[Rows from a dataset of pages and code]
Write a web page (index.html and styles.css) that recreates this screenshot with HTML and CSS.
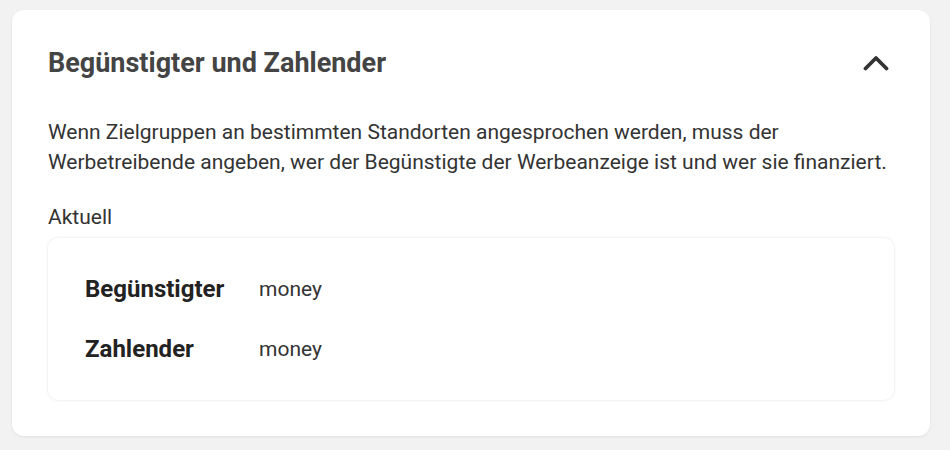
FILE: index.html
```html
<!DOCTYPE html>
<html>
<head>
    <title>Begünstigter und Zahlender</title>
    <link rel="stylesheet" href="styles.css">
</head>
<body>
    <div class="card">
        <div class="card-header">
            <h2 class="card-title">Begünstigter und Zahlender</h2>
            <button class="toggle" aria-label="Einklappen">
                <svg width="26" height="16" viewBox="0 0 26 16">
                    <path d="M2.5 13.5 L13 3 L23.5 13.5" fill="none" stroke="#333" stroke-width="3.8" stroke-linecap="round" stroke-linejoin="round"/>
                </svg>
            </button>
        </div>
        <p class="desc">Wenn Zielgruppen an bestimmten Standorten angesprochen werden, muss der Werbetreibende angeben, wer der Begünstigte der Werbeanzeige ist und wer sie finanziert.</p>
        <div class="current-label">Aktuell</div>
        <div class="info-box">
            <div class="info-row">
                <span class="info-key">Begünstigter</span>
                <span class="info-value">money</span>
            </div>
            <div class="info-row">
                <span class="info-key">Zahlender</span>
                <span class="info-value">money</span>
            </div>
        </div>
    </div>
</body>
</html>
```

FILE: styles.css
```css
body {
    margin: 0;
    padding: 10px 20px 14px 12px;
    background-color: #f2f2f2;
    font-family: Roboto, "Liberation Sans", sans-serif;
    color: #333;
}

.card {
    background-color: #fff;
    border-radius: 12px;
    box-shadow: 0 1px 3px rgba(0, 0, 0, 0.08);
    padding: 35px 36px 36px 36px;
}

.card-header {
    display: flex;
    align-items: center;
    justify-content: space-between;
    height: 36px;
}

.card-title {
    margin: 0;
    font-size: 27px;
    font-weight: 700;
    color: #444;
}

.toggle {
    border: none;
    background: none;
    padding: 0;
    margin-right: 5px;
    display: flex;
    cursor: pointer;
}

.desc {
    margin: 36px 0 0 0;
    font-size: 21px;
    line-height: 30px;
    color: #333;
}

.current-label {
    margin-top: 25px;
    font-size: 21px;
    line-height: 30px;
}

.info-box {
    margin-top: 6px;
    border-radius: 10px;
    box-shadow: 0 0 3px rgba(0, 0, 0, 0.12);
    padding: 33px 37px;
    display: flex;
    flex-direction: column;
    gap: 24px;
}

.info-row {
    display: flex;
    align-items: center;
    height: 36px;
}

.info-key {
    width: 174px;
    font-size: 24px;
    font-weight: 700;
    color: #222;
}

.info-value {
    font-size: 21px;
    color: #333;
}
```
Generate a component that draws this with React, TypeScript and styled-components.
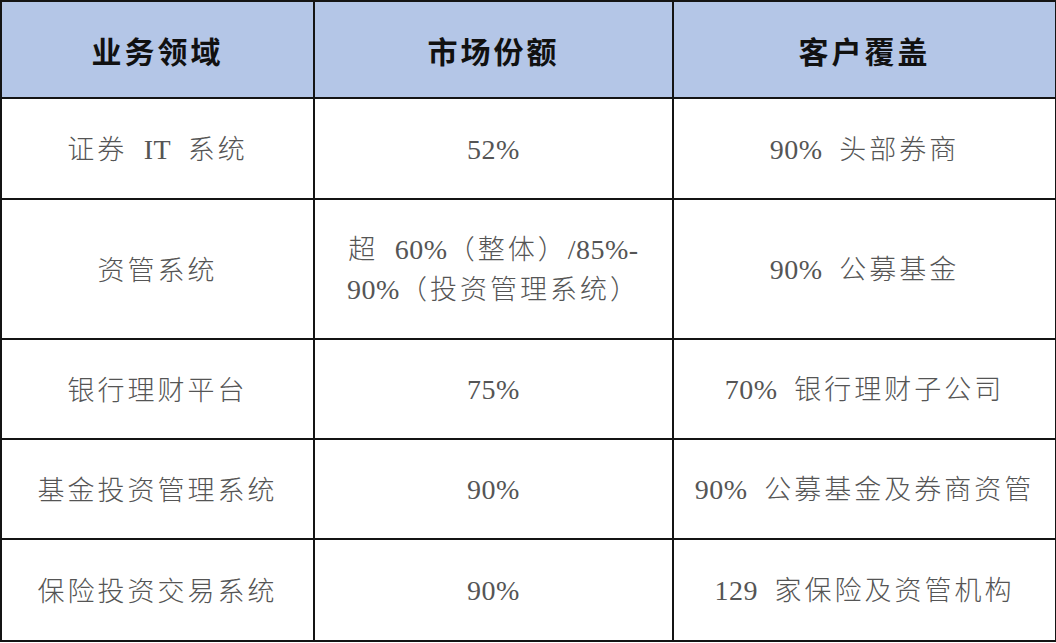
import React from "react";
import styled, { createGlobalStyle } from "styled-components";

const GlobalStyle = createGlobalStyle`
  html, body {
    margin: 0;
    padding: 0;
    background: #ffffff;
  }
`;

type Row = { area: string; share: string[]; coverage: string; height: number };

const rows: Row[] = [
  { area: "证券 IT 系统", share: ["52%"], coverage: "90% 头部券商", height: 101 },
  {
    area: "资管系统",
    share: ["超 60%（整体）/85%-", "90%（投资管理系统）"],
    coverage: "90% 公募基金",
    height: 140
  },
  { area: "银行理财平台", share: ["75%"], coverage: "70% 银行理财子公司", height: 100 },
  { area: "基金投资管理系统", share: ["90%"], coverage: "90% 公募基金及券商资管", height: 100 },
  { area: "保险投资交易系统", share: ["90%"], coverage: "129 家保险及资管机构", height: 102 }
];

// split latin runs (digits, %, letters) from CJK so they can get narrower metrics
const renderText = (text: string) =>
  text.split(/([A-Za-z0-9%/\-]+)/).map((part, i) =>
    /^[A-Za-z0-9%/\-]+$/.test(part) ? <Latin key={i}>{part}</Latin> : part.replace(/ /g, "\u2002")
  );

const App = () => (
  <>
    <GlobalStyle />
    <Table>
      <colgroup>
        <col style={{ width: 313 }} />
        <col style={{ width: 359 }} />
        <col style={{ width: 383 }} />
      </colgroup>
      <thead>
        <tr>
          <HeadCell>业务领域</HeadCell>
          <HeadCell>市场份额</HeadCell>
          <HeadCell>客户覆盖</HeadCell>
        </tr>
      </thead>
      <tbody>
        {rows.map((row) => (
          <BodyRow key={row.area} $height={row.height}>
            <Cell>{renderText(row.area)}</Cell>
            <Cell>
              {row.share.map((line, i) => (
                <Line key={i}>{renderText(line)}</Line>
              ))}
            </Cell>
            <Cell>{renderText(row.coverage)}</Cell>
          </BodyRow>
        ))}
      </tbody>
    </Table>
  </>
);

const Table = styled.table`
  width: 1055px;
  border-collapse: collapse;
  table-layout: fixed;
  font-family: "Liberation Serif", "Noto Sans CJK SC", serif;
`;

const HeadCell = styled.th`
  height: 95px;
  padding: 0;
  background: #b4c6e7;
  border: 2px solid #141414;
  color: #111111;
  font-family: "Noto Sans CJK SC", sans-serif;
  font-size: 30px;
  font-weight: 700;
  letter-spacing: 3px;
  text-align: center;
  vertical-align: middle;
`;

const BodyRow = styled.tr<{ $height: number }>`
  height: ${({ $height }) => $height}px;
`;

const Cell = styled.td`
  padding: 0 6px;
  border: 2px solid #141414;
  color: #555555;
  font-family: "Noto Sans CJK SC", sans-serif;
  font-size: 27px;
  font-weight: 300;
  letter-spacing: 3px;
  line-height: 38px;
  text-align: center;
  vertical-align: middle;
`;

const Line = styled.div`
  white-space: nowrap;
`;

const Latin = styled.span`
  font-family: "Liberation Serif", serif;
  font-size: 28px;
  font-weight: 400;
  letter-spacing: 0.5px;
`;

export default App;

THE REQUEST:
From the line that has "Generate a component" through the line that has "string; share: string[];", reproduce each line exactly as it stands and nothing else; do not include any pictures.

TASK RESULT:
Generate a component that draws this with React, TypeScript and styled-components.
import React from "react";
import styled, { createGlobalStyle } from "styled-components";

const GlobalStyle = createGlobalStyle`
  html, body {
    margin: 0;
    padding: 0;
    background: #ffffff;
  }
`;

type Row = { area: string; share: string[]; coverage: string; height: number };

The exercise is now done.